Re: Announce: LibOTS 0.3.0 released

From: Dom Lachowicz (domlachowicz@yahoo.com)
Date: Tue Jul 15 2003 - 14:49:36 EDT

Next message: Marc Maurer: "Commit: illegal memory access bug in the piecetable"

Previous message: Jordi Mas: "Re: Announce: LibOTS 0.3.0 released"
In reply to: Jordi Mas: "Re: Announce: LibOTS 0.3.0 released"
Next in thread: Karl Ove Hufthammer: "Re: Announce: LibOTS 0.3.0 released"
Next in thread: Andrew Dunbar: "Re: Announce: LibOTS 0.3.0 released"
Messages sorted by: [ date ] [ thread ] [ subject ] [ author ] [ attachment ]

Jordi,

If you want to talk about Libots' design, please talk
with Nadav et. al. off-list.
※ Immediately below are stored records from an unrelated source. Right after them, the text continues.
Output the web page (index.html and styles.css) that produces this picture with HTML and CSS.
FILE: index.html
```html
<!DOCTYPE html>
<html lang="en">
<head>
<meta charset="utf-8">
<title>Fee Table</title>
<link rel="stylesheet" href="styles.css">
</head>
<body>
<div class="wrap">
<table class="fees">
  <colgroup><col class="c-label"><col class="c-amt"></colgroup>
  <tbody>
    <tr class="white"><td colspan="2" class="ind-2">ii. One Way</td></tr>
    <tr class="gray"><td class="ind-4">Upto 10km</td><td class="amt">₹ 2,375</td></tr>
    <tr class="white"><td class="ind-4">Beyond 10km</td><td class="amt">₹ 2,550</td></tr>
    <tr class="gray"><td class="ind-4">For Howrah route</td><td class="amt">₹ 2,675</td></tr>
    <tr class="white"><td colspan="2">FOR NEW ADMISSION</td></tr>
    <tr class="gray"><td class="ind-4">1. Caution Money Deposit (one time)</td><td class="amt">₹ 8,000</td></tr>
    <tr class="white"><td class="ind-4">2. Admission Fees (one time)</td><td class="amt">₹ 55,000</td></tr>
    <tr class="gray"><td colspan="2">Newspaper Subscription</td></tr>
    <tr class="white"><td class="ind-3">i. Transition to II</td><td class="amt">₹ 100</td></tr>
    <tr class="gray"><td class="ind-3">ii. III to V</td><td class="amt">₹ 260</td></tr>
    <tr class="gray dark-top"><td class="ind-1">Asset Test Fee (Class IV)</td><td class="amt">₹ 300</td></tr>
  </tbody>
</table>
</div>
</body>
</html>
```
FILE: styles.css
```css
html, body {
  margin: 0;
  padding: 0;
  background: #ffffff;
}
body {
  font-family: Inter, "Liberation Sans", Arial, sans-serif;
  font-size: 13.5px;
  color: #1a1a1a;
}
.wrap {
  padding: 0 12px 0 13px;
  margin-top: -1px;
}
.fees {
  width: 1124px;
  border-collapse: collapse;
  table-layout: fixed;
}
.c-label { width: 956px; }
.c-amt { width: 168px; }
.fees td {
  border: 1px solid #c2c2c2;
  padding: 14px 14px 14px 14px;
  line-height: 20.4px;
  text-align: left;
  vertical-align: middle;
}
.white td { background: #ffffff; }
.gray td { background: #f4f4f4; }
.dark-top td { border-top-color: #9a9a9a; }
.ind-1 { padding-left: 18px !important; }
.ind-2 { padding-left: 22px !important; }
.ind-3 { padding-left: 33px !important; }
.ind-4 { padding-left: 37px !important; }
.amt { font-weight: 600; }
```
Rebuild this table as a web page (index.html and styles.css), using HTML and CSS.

I was just telling you
what we needed to do for a Catalan OTS dictionary to
work, because I thought that was what you had asked
about.

I can't work much on OTS' algorithms or designs, as I
work for a company that produces a similar (though
much much more powerful) product. I don't want any
accusations of wrongdoing.

Also, I'm subscribed to the list. Please don't CC me.

Dom

--- Jordi Mas <jmas@softcatala.org> wrote:
> En/na Dom Lachowicz ha escrit:
> > For Catalan, you just need to add a list of the
> 200 or
> > so most common *meaningless* words in the
> language.
> > Like:
> >
> > the, a, an, he, she, of, ...
>
> Hello Dom and the others,
>
> The summarizer should not only have stop words
> (maningless) it should also
> know the most common words in every language.
>
> Well, that I wanted to mention is that if you are
> doing the selection of the
> stop words manually the quality of the summarisation
> is going to be low and
> the algorithm is not going to perform well. If you
> use Word, you may be
> familiar with the concept of not performing well
> when doing summarisation.
>
> The right way of getting a list of common words for
> a language is to get a
> corpus (colletion of the documents), calculate the
> relative word frequency
> (number of times that the words appears in all
> documents) and then select the
> 200 o 300 most common words, then you are going to
> have exactly that you need.
> Also, it would be necessary that the corpus contain
> texts from different parts
> of the human knowdlege.
>
> I know that no every one has a corpus handy, but we
> should do this with love
> at least for the major languages (English, Spanish,
> German), if not we are not
> going to perform well.
>
> I would also suggest to implement another algorism
> in the library that has
> been proof to be effective for text sumarisation.
> Lots of texts contains words
> like "In conclusion", etc, that definitly should
> have enhance the score of the
> sentence and words like "As we said before", "As you
> already seen" that should
> give you less score. This works well, specially for
> formal texts.
>
> Finally, one common problem in text summarisation is
> that the selected
> sentences assume knowdlege that you may no longer
> have. For exemple, if you
> select "He will do the course with them" or "Also,
> ..." you no longer have
> these references in the text. We can have a list of
> pronames (pronobres in
> Spanish) that if there are present we score lower
> the setence, because we
> prefer first setences with no references to text
> that we longer no have.
>
> Here my five cents, if you think that some of this
> is interesting, I can give
> you guys a hand, or two :-)
>
> Best Regards,
> --
>
> Jordi Mas i Hernàndez - Abiword developer -
> http://www.abisource.com
> jmas@softcatala.org - Softcatalà member -
> http://www.softcatala.org
> - Personal Homepage
> http://www.softcatala.org/~jmas
>
>
>
>

__________________________________
Do you Yahoo!?
SBC Yahoo! DSL - Now only $29.95 per month!
http://sbc.yahoo.com

Next message: Marc Maurer: "Commit: illegal memory access bug in the piecetable"
Previous message: Jordi Mas: "Re: Announce: LibOTS 0.3.0 released"
In reply to: Jordi Mas: "Re: Announce: LibOTS 0.3.0 released"
Next in thread: Karl Ove Hufthammer: "Re: Announce: LibOTS 0.3.0 released"
Next in thread: Andrew Dunbar: "Re: Announce: LibOTS 0.3.0 released"
Messages sorted by: [ date ] [ thread ] [ subject ] [ author ] [ attachment ]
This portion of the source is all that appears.